Qu’est-il arrivé à l’Apollon de Gaza ? Dès le début du film, on comprend qu’on ne connaîtra jamais avec certitude le fin mot de l’histoire. Que cette quête sert surtout de prétexte à Nicolas Wadimoff pour nous montrer Gaza comme on ne l’a jamais vue. On y découvre que ce territoire long d’une quarantaine de kilomètres recèle un musée archéologique et un jardin de cactus, qu’on y croise des joailliers, des collectionneurs d’art antique et des passionnés d’archéologie.

On apprend même que le gouvernement du Hamas, qui contrôle la bande de Gaza d’une main de fer, s’est doté d’un ministère des Antiquités.

« Gaza est une terre paradoxale, le territoire est de plus en plus dévasté, on y rencontre des situations de plus en plus difficiles, mais en même temps il y a des gens d’une ouverture extraordinaire et des paysages à couper le souffle », confie le réalisateur en entrevue téléphonique.

« Je voulais regarder cette terre sous un autre angle, et l’Apollon représentait une allégorie inouïe, c’est une parabole permettant de chercher la lumière et la beauté. »

— Le réalisateur Nicolas Wadimoff

Apollon est après tout le dieu de la beauté. Mais c’est aussi un dieu tout court. Dans ses films précédents, Nicolas Wadimoff dressait des constats d’échecs politiques. Les hommes ayant failli à faire la paix, « peut-être faut-il maintenant s’en remettre aux dieux », avance-t-il. Un dieu que le réalisateur traite presque comme un personnage, puisqu’il lui fait réciter en voix hors champ, au début et à la fin du film, un texte poétique inspiré par les récits sur l’oracle de Delphes.

Comme Obélix et la potion magique

Ce n’est pas la première fois que Nicolas Wadimoff aborde la thématique proche-orientale. Son premier documentaire racontait l’histoire d’un boxeur palestinien n’ayant d’autre choix que de combattre sous le drapeau israélien. Le deuxième a suivi de près les négociations de paix de Genève, et leur échec. Le troisième s’est attardé sur des lendemains de guerre à Gaza.

À chacun de ces films, Nicolas Wadimoff se disait que c’était la dernière fois qu’il s’attaquait à cette question. Mais il ne pouvait s’empêcher d’y revenir.

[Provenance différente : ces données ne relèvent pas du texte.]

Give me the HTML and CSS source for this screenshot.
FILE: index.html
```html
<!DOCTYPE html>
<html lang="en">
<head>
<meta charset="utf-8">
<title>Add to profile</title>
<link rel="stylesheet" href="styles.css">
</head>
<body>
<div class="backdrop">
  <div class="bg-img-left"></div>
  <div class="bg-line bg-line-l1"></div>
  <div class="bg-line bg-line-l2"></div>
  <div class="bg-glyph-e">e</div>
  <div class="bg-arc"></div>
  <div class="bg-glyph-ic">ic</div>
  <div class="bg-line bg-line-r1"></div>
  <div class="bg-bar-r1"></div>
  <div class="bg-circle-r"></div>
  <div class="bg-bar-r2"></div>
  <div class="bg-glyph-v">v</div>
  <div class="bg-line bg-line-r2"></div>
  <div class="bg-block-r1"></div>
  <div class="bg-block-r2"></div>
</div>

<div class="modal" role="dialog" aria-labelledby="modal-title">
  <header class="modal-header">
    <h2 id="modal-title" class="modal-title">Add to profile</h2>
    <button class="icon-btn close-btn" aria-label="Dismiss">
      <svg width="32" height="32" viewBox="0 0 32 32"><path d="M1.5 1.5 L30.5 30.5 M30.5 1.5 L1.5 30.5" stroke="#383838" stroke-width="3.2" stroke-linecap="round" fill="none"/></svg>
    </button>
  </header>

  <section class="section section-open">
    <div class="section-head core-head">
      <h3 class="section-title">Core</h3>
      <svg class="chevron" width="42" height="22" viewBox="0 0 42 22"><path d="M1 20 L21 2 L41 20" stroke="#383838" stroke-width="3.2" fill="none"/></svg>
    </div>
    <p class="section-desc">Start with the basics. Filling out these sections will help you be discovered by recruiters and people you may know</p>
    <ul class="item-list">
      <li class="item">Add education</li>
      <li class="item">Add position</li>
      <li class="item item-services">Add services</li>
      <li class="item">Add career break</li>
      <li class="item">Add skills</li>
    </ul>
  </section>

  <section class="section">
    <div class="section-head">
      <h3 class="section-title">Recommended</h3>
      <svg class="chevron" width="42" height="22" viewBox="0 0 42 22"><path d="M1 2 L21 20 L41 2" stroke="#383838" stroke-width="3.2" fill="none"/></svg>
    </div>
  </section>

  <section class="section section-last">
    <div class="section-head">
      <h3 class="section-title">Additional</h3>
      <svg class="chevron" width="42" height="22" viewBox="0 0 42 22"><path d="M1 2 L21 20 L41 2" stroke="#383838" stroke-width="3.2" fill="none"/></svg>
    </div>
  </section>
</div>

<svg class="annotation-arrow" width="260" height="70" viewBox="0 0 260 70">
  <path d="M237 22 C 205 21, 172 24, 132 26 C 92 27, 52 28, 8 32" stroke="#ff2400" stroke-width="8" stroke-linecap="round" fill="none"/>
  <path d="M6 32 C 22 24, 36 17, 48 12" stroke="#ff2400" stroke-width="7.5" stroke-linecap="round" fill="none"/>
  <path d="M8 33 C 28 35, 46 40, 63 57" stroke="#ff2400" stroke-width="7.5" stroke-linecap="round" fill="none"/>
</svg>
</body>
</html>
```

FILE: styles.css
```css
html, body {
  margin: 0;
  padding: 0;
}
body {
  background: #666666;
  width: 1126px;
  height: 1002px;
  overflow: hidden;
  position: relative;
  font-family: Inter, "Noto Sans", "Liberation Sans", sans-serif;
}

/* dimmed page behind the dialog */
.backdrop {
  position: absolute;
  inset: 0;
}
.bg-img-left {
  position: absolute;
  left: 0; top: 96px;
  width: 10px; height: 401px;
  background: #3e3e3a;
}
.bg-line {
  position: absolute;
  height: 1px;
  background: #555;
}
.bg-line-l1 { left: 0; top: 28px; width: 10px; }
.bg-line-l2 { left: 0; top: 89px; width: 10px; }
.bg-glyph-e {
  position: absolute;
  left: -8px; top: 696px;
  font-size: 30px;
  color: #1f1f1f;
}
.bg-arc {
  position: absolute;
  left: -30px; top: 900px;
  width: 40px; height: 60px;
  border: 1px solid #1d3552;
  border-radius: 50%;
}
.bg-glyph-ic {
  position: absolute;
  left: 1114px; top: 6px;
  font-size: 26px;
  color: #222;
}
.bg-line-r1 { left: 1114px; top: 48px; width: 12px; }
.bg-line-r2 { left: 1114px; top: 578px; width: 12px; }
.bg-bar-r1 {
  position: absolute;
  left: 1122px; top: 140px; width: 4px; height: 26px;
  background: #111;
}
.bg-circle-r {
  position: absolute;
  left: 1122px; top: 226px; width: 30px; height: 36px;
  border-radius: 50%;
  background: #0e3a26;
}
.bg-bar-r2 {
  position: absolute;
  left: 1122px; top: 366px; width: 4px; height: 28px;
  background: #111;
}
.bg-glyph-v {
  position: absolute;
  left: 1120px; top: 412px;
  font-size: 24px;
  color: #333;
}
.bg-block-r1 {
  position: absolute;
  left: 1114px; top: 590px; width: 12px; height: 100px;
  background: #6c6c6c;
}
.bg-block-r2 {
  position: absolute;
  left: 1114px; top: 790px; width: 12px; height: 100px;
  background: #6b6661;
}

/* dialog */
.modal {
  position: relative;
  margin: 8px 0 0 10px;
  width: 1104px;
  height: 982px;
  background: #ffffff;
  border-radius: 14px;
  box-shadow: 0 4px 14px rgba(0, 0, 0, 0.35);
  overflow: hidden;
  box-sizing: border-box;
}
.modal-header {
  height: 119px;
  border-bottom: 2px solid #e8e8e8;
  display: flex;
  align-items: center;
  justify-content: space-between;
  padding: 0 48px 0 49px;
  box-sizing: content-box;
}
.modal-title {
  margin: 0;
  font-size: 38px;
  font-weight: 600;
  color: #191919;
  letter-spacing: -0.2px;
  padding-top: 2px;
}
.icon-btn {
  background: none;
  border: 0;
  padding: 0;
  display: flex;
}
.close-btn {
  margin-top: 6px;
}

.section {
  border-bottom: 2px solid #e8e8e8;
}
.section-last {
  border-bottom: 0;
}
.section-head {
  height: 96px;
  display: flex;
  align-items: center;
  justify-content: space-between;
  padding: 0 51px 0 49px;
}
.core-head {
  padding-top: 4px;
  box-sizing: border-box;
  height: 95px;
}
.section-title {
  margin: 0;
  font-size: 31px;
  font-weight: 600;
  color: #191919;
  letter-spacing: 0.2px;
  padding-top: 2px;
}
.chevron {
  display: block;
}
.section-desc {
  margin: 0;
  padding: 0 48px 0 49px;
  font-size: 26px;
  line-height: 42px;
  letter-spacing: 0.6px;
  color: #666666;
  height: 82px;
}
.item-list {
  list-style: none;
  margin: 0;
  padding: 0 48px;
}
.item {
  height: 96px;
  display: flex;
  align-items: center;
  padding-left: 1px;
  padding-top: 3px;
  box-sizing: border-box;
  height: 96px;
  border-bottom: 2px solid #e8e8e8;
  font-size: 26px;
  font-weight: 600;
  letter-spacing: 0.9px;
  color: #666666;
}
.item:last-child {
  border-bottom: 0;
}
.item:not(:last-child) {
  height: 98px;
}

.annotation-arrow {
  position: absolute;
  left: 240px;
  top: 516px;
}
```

« Je suis tombé dans le Proche-Orient comme Obélix dans la marmite de potion magique », résume le cinéaste, ajoutant que cette terre agitée représente « le concentré de tous les problèmes qui agitent le monde ». Un concentré qui force la réflexion sur des thèmes chers au réalisateur, comme l’identité et l’appartenance.

Avec L’Apollon de Gaza, le cinéaste faisait face à un triple défi. Réussir à tenir le public en haleine tout en lui annonçant d’emblée ses couleurs : le mystère de la statue reste à ce jour irrésolu. Réussir à faire parler les Gazaouis sur un sujet délicat touchant le pouvoir en place. Et s’assurer que cet angle d’attaque oblique sur la réalité palestinienne n’enlève rien à la pertinence du film.

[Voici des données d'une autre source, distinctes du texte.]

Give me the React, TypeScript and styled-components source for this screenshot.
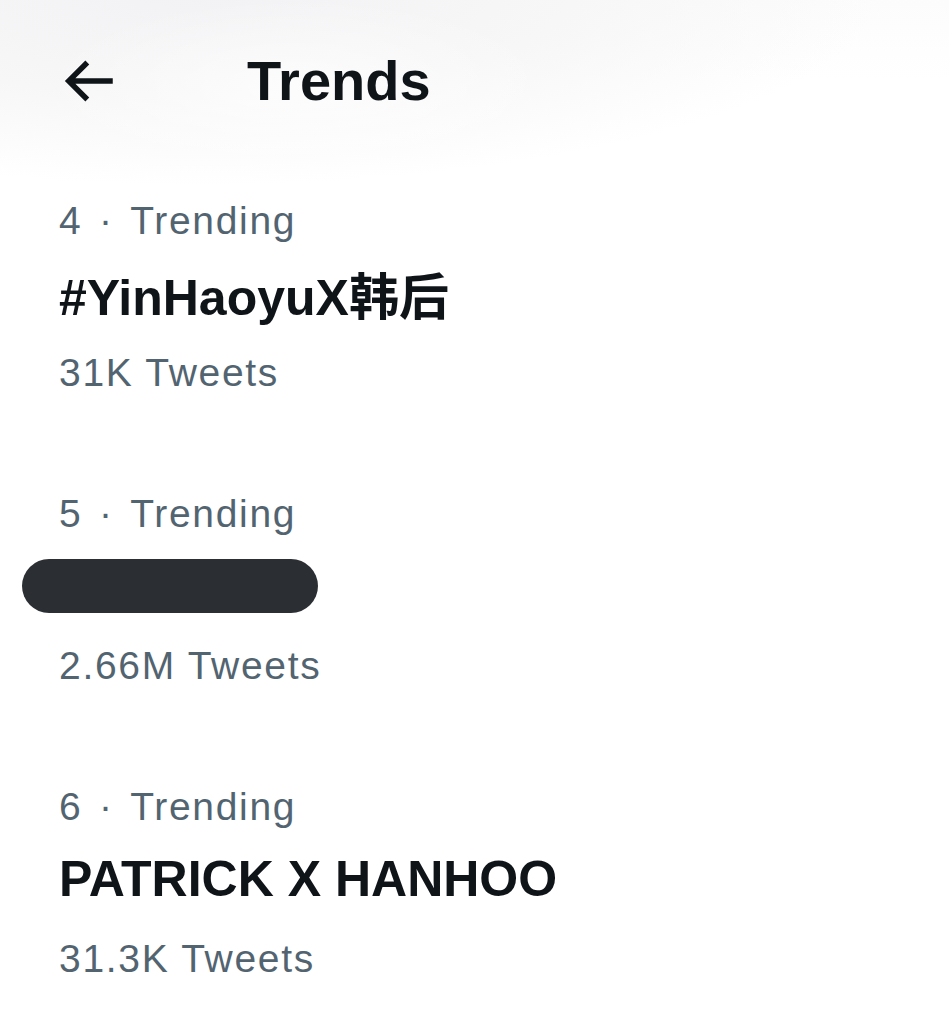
import React from 'react'
import styled, { createGlobalStyle } from 'styled-components'

const GlobalStyle = createGlobalStyle`
    html, body {
        margin: 0;
        padding: 0;
        background: #ffffff;
    }
    body {
        font-family: "Liberation Sans", Arial, "Noto Sans CJK SC", sans-serif;
        color: #0f1419;
    }
`

const Page = styled.div`
    width: 949px;
    min-height: 1024px;
    background:
        radial-gradient(ellipse 260px 90px at 300px 88px, rgba(255, 255, 255, 0.7) 0%, rgba(255, 255, 255, 0) 100%),
        radial-gradient(ellipse 680px 195px at 200px -10px, #f2f2f4 0%, #f7f7f8 55%, rgba(255, 255, 255, 0) 100%),
        linear-gradient(#fcfcfd 0px, #ffffff 80px);
`

const Header = styled.header`
    height: 162px;
    display: flex;
    align-items: center;
    padding-left: 55px;
    gap: 126px;
`

const BackButton = styled.div`
    width: 66px;
    height: 66px;
    display: flex;
    color: #0f1419;
`

const Title = styled.h1`
    margin: 0;
    font-size: 56px;
    font-weight: 700;
    line-height: 62px;
    color: #0f1419;
`

const TrendList = styled.div`
    padding: 35px 0 0 59px;
    display: flex;
    flex-direction: column;
    gap: 93px;
`

const TrendItem = styled.div`
    display: flex;
    flex-direction: column;
`

const MetaLine = styled.div<{ $spaced?: boolean }>`
    font-size: 39px;
    line-height: 48px;
    letter-spacing: 1.7px;
    color: #536471;
    margin-top: ${p => (p.$spaced ? '8px' : '0')};
`

const Dot = styled.span`
    margin: 0 4px;
`

const TrendName = styled.div`
    font-size: 50px;
    font-weight: 700;
    height: 96px;
    color: #0f1419;
    display: flex;
    align-items: center;
`

const Redacted = styled.div`
    width: 296px;
    height: 54px;
    margin-left: -37px;
    border-radius: 27px;
    background: #2b2f33;
`

interface ITrend {
    rank: number
    name?: string
    count: string
}

const trends: ITrend[] = [
    { rank: 4, name: '#YinHaoyuX韩后', count: '31K Tweets' },
    { rank: 5, count: '2.66M Tweets' },
    { rank: 6, name: 'PATRICK X HANHOO', count: '31.3K Tweets' },
]

const BackArrow = () => (
    <svg viewBox="0 0 24 24" width="66" height="66" fill="currentColor">
        <path d="M7.414 13l5.043 5.04-1.414 1.42L3.586 12l7.457-7.46 1.414 1.42L7.414 11H21v2H7.414z" />
    </svg>
)

const App = () => {
    return (
        <Page>
            <GlobalStyle />
            <Header>
                <BackButton>
                    <BackArrow />
                </BackButton>
                <Title>Trends</Title>
            </Header>
            <TrendList>
                {trends.map(t => (
                    <TrendItem key={t.rank}>
                        <MetaLine>
                            {t.rank}<Dot> · </Dot>Trending
                        </MetaLine>
                        <TrendName>{t.name ? t.name : <Redacted />}</TrendName>
                        <MetaLine $spaced>{t.count}</MetaLine>
                    </TrendItem>
                ))}
            </TrendList>
        </Page>
    )
}

export default App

« Le film marchait sur des œufs. »

— Le réalisateur Nicolas Wadimoff

Au moment de notre entretien téléphonique, Nicolas Wadimoff revenait tout juste des premières projections du film à Bethléem et Ramallah, en Cisjordanie. Il était ravi de l’accueil qui lui a été fait.

« Les gens étaient contents, ils ont vu dans le film la possibilité de ce que pourrait éventuellement devenir la Palestine. »

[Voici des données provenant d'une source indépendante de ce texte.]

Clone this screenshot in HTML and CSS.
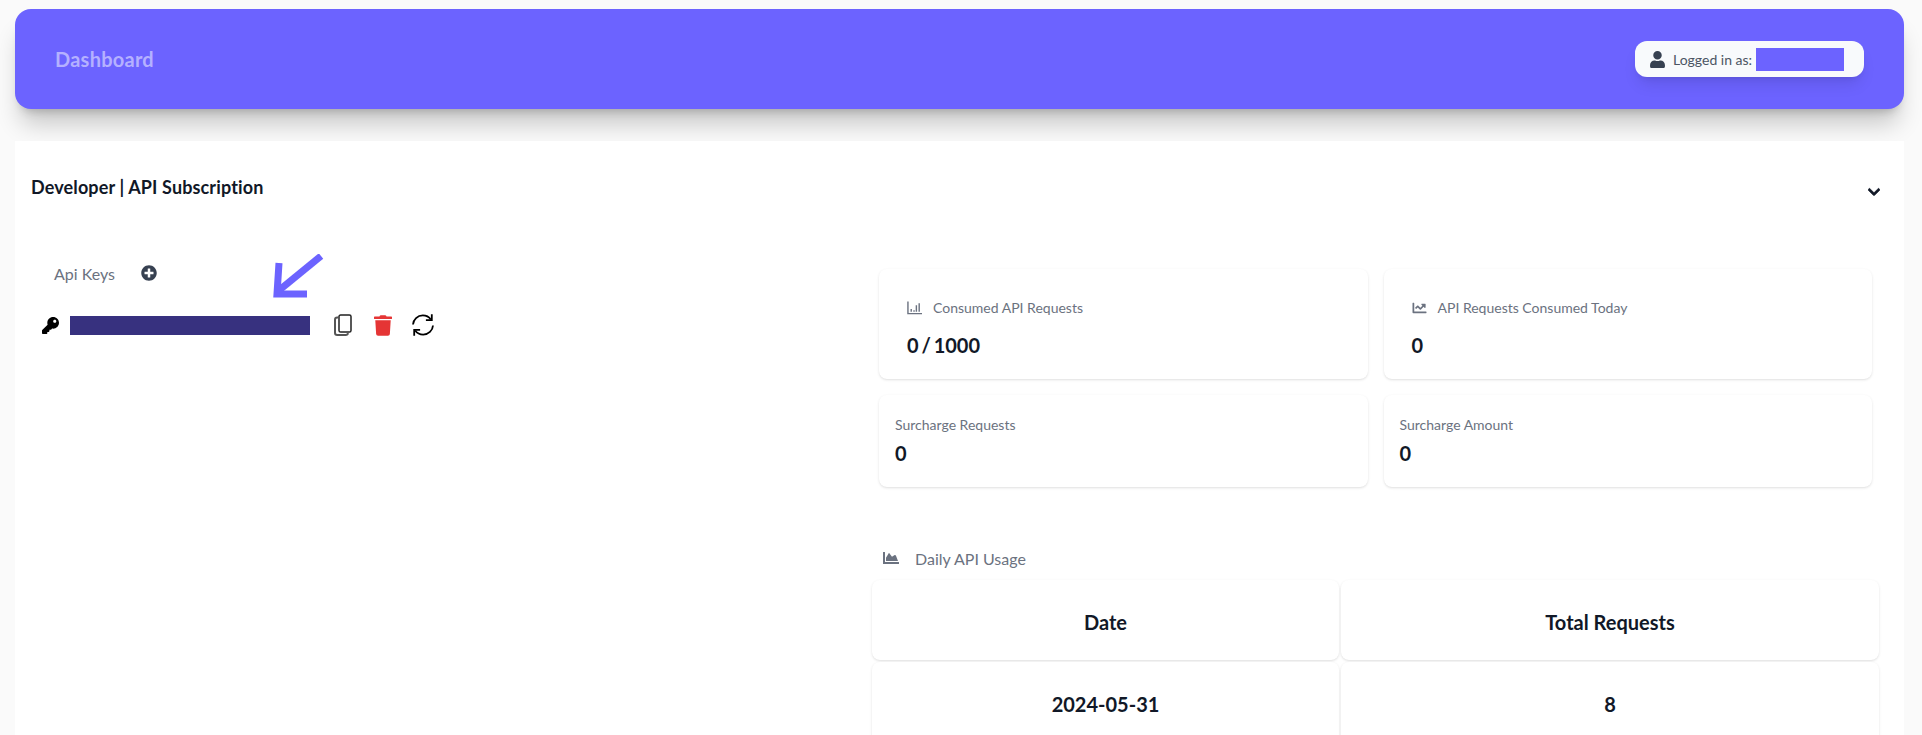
FILE: index.html
```html
<!DOCTYPE html>
<html lang="en">
<head>
	<meta charset="UTF-8">
	<title>Dashboard</title>
	<link rel="stylesheet" href="styles.css">
</head>
<body>
	<header class="top_bar">
		<span class="top_title">Dashboard</span>
		<div class="user_pill">
			<svg class="user_icon" viewBox="0 0 448 512"><path d="M224 256c70.7 0 128-57.3 128-128S294.7 0 224 0 96 57.3 96 128s57.3 128 128 128zm89.6 32h-16.7c-22.2 10.2-46.9 16-72.9 16s-50.6-5.8-72.9-16h-16.7C60.2 288 0 348.2 0 422.4V464c0 26.5 21.5 48 48 48h352c26.5 0 48-21.5 48-48v-41.6c0-74.2-60.2-134.4-134.4-134.4z"/></svg>
			<span class="user_label">Logged in as:</span>
			<span class="user_mask"></span>
		</div>
	</header>

	<section class="panel">
		<div class="panel_head">
			<h2 class="panel_title">Developer | API Subscription</h2>
			<svg class="chevron" viewBox="0 0 448 512"><path d="M207.029 381.476L12.686 187.132c-9.373-9.373-9.373-24.569 0-33.941l22.667-22.667c9.357-9.357 24.522-9.375 33.901-.04L224 284.505l154.745-154.021c9.379-9.335 24.544-9.317 33.901.04l22.667 22.667c9.373 9.373 9.373 24.569 0 33.941L240.971 381.476c-9.373 9.372-24.569 9.372-33.942 0z"/></svg>
		</div>

		<div class="panel_body">
			<div class="keys">
				<div class="keys_head">
					<span class="keys_title">Api Keys</span>
					<svg class="plus_icon" viewBox="0 0 512 512"><path d="M256 8C119 8 8 119 8 256s111 248 248 248 248-111 248-248S393 8 256 8zm144 276c0 6.6-5.4 12-12 12h-92v92c0 6.6-5.4 12-12 12h-56c-6.6 0-12-5.4-12-12v-92h-92c-6.6 0-12-5.4-12-12v-56c0-6.6 5.4-12 12-12h92v-92c0-6.6 5.4-12 12-12h56c6.6 0 12 5.4 12 12v92h92c6.6 0 12 5.4 12 12v56z"/></svg>
				</div>
				<div class="key_row">
					<svg class="key_icon" viewBox="0 0 512 512"><path d="M512 176.001C512 273.203 433.202 352 336 352c-11.22 0-22.19-1.062-32.827-3.069l-24.012 27.014A23.999 23.999 0 0 1 261.223 384H224v40c0 13.255-10.745 24-24 24h-40v40c0 13.255-10.745 24-24 24H24c-13.255 0-24-10.745-24-24v-78.059c0-6.365 2.529-12.47 7.029-16.971l161.802-161.802C163.108 213.814 160 195.271 160 176 160 78.798 238.797.001 335.999 0 433.488-.001 512 78.511 512 176.001zM336 128c0 26.51 21.49 48 48 48s48-21.49 48-48-21.49-48-48-48-48 21.49-48 48z"/></svg>
					<span class="key_mask"></span>
					<svg class="copy_icon" viewBox="0 0 18 22"><path d="M5 2.600c0-.9.7-1.600 1.600-1.600h8.800c.9 0 1.600.7 1.600 1.600v13.800c0 .9-.7 1.600-1.600 1.600H6.600c-.9 0-1.600-.7-1.600-1.600z"/><path class="copy_back" d="M5 3.500H3.200C2 3.500 1 4.500 1 5.700v13.100C1 20 2 21 3.200 21h8.600c1.100 0 2-.8 2.200-1.900"/></svg>
					<svg class="trash_icon" viewBox="0 0 448 512"><path d="M432 32H312l-9.4-18.7A24 24 0 0 0 281.1 0H166.8a23.72 23.72 0 0 0-21.4 13.3L136 32H16A16 16 0 0 0 0 48v32a16 16 0 0 0 16 16h416a16 16 0 0 0 16-16V48a16 16 0 0 0-16-16zM53.2 467a48 48 0 0 0 47.9 45h245.8a48 48 0 0 0 47.9-45L416 128H32z"/></svg>
					<svg class="sync_icon" viewBox="0 0 24 24"><path d="M2 11.500C2.300 6.500 6.600 2.400 11.800 2.400c3.300 0 6.200 1.500 8 4.100"/><path d="M22 12.500c-.3 5-4.600 9.100-9.800 9.100-3.300 0-6.200-1.500-8-4.100"/><path d="M20.800 1.200v5.900h-5.900"/><path d="M3.200 22.800v-5.900h5.900"/></svg>
				</div>
				<svg class="arrow_mark" viewBox="0 0 56 48"><path d="M52 2 8 38"/><path d="M10 9 8 40h30"/></svg>
			</div>

			<div class="usage">
				<div class="stats">
					<div class="stat_card stat_big">
						<div class="stat_label">
							<svg class="stat_icon" viewBox="0 0 16 14"><path class="stat_line" d="M1 0v13h15"/><path class="stat_line" d="M4.500 8v3M7.500 9.500V11M10 4v7M13 2v9"/></svg>
							<span>Consumed API Requests</span>
						</div>
						<div class="stat_value">0 / 1000</div>
					</div>
					<div class="stat_card stat_big">
						<div class="stat_label">
							<svg class="stat_icon" viewBox="0 0 512 512"><path d="M496 384H64V80c0-8.840-7.160-16-16-16H16C7.160 64 0 71.160 0 80v336c0 17.670 14.330 32 32 32h464c8.840 0 16-7.160 16-16v-32c0-8.840-7.160-16-16-16zM464 96H345.940c-21.380 0-32.090 25.850-16.970 40.970l32.400 32.400L288 242.750l-73.370-73.370c-12.500-12.500-32.760-12.500-45.250 0l-68.690 68.690c-6.250 6.250-6.250 16.380 0 22.630l22.620 22.620c6.250 6.250 16.380 6.250 22.630 0L192 237.250l73.370 73.370c12.500 12.500 32.760 12.500 45.250 0l96-96 32.400 32.400c15.120 15.120 40.970 4.410 40.970-16.970V112c0-8.840-7.160-16-16-16z"/></svg>
							<span>API Requests Consumed Today</span>
						</div>
						<div class="stat_value">0</div>
					</div>
					<div class="stat_card">
						<div class="stat_label">Surcharge Requests</div>
						<div class="stat_value">0</div>
					</div>
					<div class="stat_card">
						<div class="stat_label">Surcharge Amount</div>
						<div class="stat_value">0</div>
					</div>
				</div>

				<div class="daily_head">
					<svg class="daily_icon" viewBox="0 0 512 512"><path d="M500 384c6.600 0 12 5.400 12 12v40c0 6.600-5.400 12-12 12H12c-6.600 0-12-5.400-12-12V76c0-6.600 5.400-12 12-12h40c6.600 0 12 5.400 12 12v308h436zM372.700 159.500L288 216l-85.300-113.700c-5.100-6.800-15.500-6.300-19.900 1L96 248v104h384l-67.200-179.200c-3.100-8.200-13-11.200-20.100-6.300z"/></svg>
					<span>Daily API Usage</span>
				</div>

				<table class="daily_table">
					<tr>
						<th>Date</th>
						<th>Total Requests</th>
					</tr>
					<tr>
						<td>2024-05-31</td>
						<td>8</td>
					</tr>
				</table>
			</div>
		</div>
	</section>
</body>
</html>
```

FILE: styles.css
```css
html,body{margin:0;height:735px;overflow:hidden;}
body{padding:9px 18px 0 15px;box-sizing:border-box;background:#fafafa;font-family:Lato,"Noto Sans",sans-serif;color:#111827;}

.top_bar{display:flex;align-items:center;justify-content:space-between;height:100px;padding:0 40px;box-sizing:border-box;background:#6c63ff;border-radius:16px;box-shadow:0 20px 25px -5px rgba(0,0,0,.2),0 8px 10px -6px rgba(0,0,0,.2);}
.top_title{font-size:20px;font-weight:700;letter-spacing:.25px;color:#b5b1ff;}
.user_pill{display:flex;align-items:center;height:36px;padding:0 20px 0 15px;box-sizing:border-box;background:#f8fafc;border-radius:12px;box-shadow:0 10px 15px -3px rgba(0,0,0,.1),0 4px 6px -4px rgba(0,0,0,.1);font-size:14px;color:#4b5563;}
.user_icon{width:15px;height:17px;margin-right:8px;fill:#374151;}
.user_label{width:83px;white-space:nowrap;}
.user_mask{width:88px;height:23px;background:#6c63ff;}

.panel{margin-top:32px;background:#fff;height:620px;}
.panel_head{display:flex;align-items:center;justify-content:space-between;height:94px;padding:0 24px 0 16px;}
.panel_title{margin:0 0 2px;font-size:18px;font-weight:700;letter-spacing:.13px;}
.chevron{width:12px;height:14px;margin-top:8px;fill:#111827;stroke:#111827;stroke-width:30;}

.panel_body{display:flex;padding:0 23px 0 16px;}
.keys{position:relative;width:839px;flex:none;}
.keys_head{display:flex;align-items:center;height:24px;margin-top:26px;padding-left:23px;font-size:16px;color:#6b7280;}
.keys_title{width:87px;}
.plus_icon{width:16px;height:16px;fill:#374151;}
.key_row{display:flex;align-items:center;height:24px;margin-top:28px;padding-left:11px;}
.key_icon{width:17px;height:17px;fill:#000;}
.key_mask{width:240px;height:19px;margin:0 24px 0 11px;background:#37317f;}
.copy_icon{width:18px;height:22px;margin-right:22px;fill:none;stroke:#222;stroke-width:1.5;}
.copy_back{stroke:#555;stroke-width:2;}
.trash_icon{width:18px;height:21px;margin-right:19px;fill:#e53535;}
.sync_icon{width:24px;height:24px;fill:none;stroke:#000;stroke-width:1.8;}
.arrow_mark{position:absolute;top:19px;left:238px;width:56px;height:48px;fill:none;stroke:#6c63ff;stroke-width:7;}

.usage{flex:1;min-width:0;padding-top:34px;}
.stats{display:grid;grid-template-columns:1fr 1fr;gap:16px;margin:0 9px;}
.stat_card{padding:20px 16px;background:#fff;border-radius:8px;box-shadow:0 1px 3px 0 rgba(0,0,0,.1),0 1px 2px -1px rgba(0,0,0,.1);}
.stat_big{padding:29px 28px 20px;}
.stat_label{display:flex;align-items:center;gap:11px;margin-bottom:4px;font-size:14px;line-height:20px;color:#6b7280;}
.stat_big .stat_label{margin-bottom:13px;}
.stat_icon{width:15px;height:14px;fill:#6b7280;}
.stat_line{fill:none;stroke:#6b7280;stroke-width:1.500;}
.stat_value{font-size:20px;font-weight:700;line-height:28px;word-spacing:-2px;}

.daily_head{display:flex;align-items:center;gap:16px;height:24px;margin-top:59px;padding-left:13px;font-size:16px;color:#6b7280;}
.daily_icon{width:16px;height:16px;fill:#6b7280;}
.daily_table{width:100%;margin-top:8px;border-collapse:separate;border-spacing:2px;}
.daily_table th,.daily_table td{height:80px;padding:0;background:#fff;border-radius:8px;box-shadow:0 1px 3px 0 rgba(0,0,0,.1),0 1px 2px -1px rgba(0,0,0,.1);font-size:20px;font-weight:700;text-align:center;}
.daily_table th{padding-top:3px;height:77px;}
.daily_table td{height:84px;}
.daily_table th:first-child,.daily_table td:first-child{width:467px;}
```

Sait-on aujourd’hui ce qu’il est advenu de la statue de bronze dont le poids a été estimé à plus de 400 kg ? Elle est vraisemblablement « détenue » par quelque faction armée du Hamas, qui est incapable de monnayer son otage : passer un objet de cette valeur et de cette carrure aux contrôles israéliens relève de l’impossible.

L’Apollon de Gaza n’en continue pas moins à nourrir l’appât du gain. Encore récemment, note Nicolas Wadimoff, quelqu’un a essayé de le vendre sur l’internet…

L’Apollon de Gaza de Nicolas Wadimoff sera projeté aux Rencontres internationales du documentaire le 11 novembre, à 19 h, au Musée des beaux-arts de Montréal, et le 14 novembre, à 17 h, à la Cinémathèque québécoise.